Second Prosperity to all our benefactors. A.R. 1711
Third Mears & Stainbank, Founders London.
These bells restored to the Glory of God and in loving memory of William & Charlotte Crawley and Catherine their daughter. Below Him lowly fall.
(Recast because cracked in 1888, before recasting it bore the record:- Abra Rudhall cast us all 1711)
Fourth Peace and good neighbourhood. A.R. 1711
Fifth Glory to God on high. Amen. A.R. 1711
Tenor John Rudhall fecit.
Benjn. Mayo and Josh Bennett, churchwardens, 1825 (presumably recast due to a crack)

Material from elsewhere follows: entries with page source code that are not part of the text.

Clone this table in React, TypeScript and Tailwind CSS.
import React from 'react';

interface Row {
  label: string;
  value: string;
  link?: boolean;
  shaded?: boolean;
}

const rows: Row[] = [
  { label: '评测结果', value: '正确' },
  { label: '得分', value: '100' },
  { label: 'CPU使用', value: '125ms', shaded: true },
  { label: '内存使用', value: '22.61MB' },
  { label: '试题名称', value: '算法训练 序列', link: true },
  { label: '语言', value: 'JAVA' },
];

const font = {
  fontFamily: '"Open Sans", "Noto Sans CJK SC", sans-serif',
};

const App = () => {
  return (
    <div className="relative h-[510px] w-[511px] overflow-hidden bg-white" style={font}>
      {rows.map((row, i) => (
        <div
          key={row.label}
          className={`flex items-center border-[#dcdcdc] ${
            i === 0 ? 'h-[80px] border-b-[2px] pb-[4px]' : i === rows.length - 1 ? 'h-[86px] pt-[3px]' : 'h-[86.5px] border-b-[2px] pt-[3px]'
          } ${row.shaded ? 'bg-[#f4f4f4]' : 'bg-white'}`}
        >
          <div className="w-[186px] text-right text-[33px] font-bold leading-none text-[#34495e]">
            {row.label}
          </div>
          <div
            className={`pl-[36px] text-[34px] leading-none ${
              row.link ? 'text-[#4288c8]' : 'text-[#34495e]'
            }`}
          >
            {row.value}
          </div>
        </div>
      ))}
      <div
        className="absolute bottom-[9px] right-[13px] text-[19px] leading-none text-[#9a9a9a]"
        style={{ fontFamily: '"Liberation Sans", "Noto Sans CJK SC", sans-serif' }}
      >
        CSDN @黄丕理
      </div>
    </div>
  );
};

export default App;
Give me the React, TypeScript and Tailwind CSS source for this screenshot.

They were the heaviest ring of six bells in Gloucestershire. Removed in 2011 with hands-on help by local ringers, by Whites of Appleton, tuned at Whitechapel Bell Foundry, re-furbished by Whites and then re-hung and re-dedicated early in 2012. This work was mostly funded by the Centenary Big Lottery Fund, when local ringers won their televised heat to net £60,000 to add to their own not insubstantial locally supported efforts and grants. The heaviest (the tenor) was originally 21cwt 3qr 14lbs, but this may have included the heavy oak headstock. It is now tuned to Eb and 20-0-7.

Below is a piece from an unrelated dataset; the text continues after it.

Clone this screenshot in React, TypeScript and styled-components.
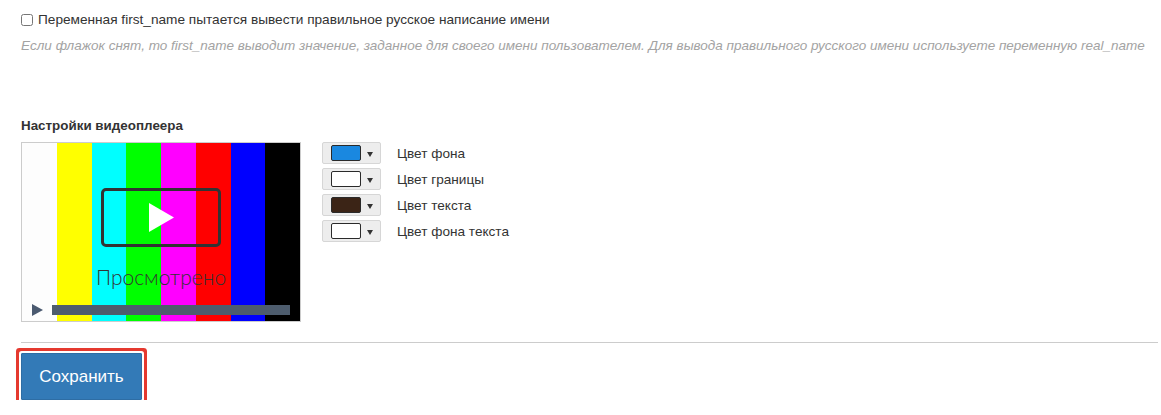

Outside the tower, St Mary's chantry once stood where old grave stones have been re-laid, against the east face of the separated tower. St Mary's was demolished in 1862, having spent its later years as a school/reading room. Their roof lines still show above the tower doorway. On the northern side sits the clock made in 1845 by Messrs Wasborough & Co from Bristol, at a cost of 100 guineas. Two scratch sundials can be seen on the south and west walls, one showing the times of the priest’s canonical offices. To the south can also been seen a number of indentations, thought to be from cannon strikes in the Civil War, when a battle involved opposing forces occupying both the church and the tower. Two sets of external spire access doors can be seen near the summit. It was topped by an oak boss and gilded copper weather-cock, made by John Rudge of Ross on Wye in 1794. This information only came to light when the embossed tail blew down in a 2008 storm, and the rest was removed in 2013. It will be completely replaced when the current campaign to re-shingle the spire is finished.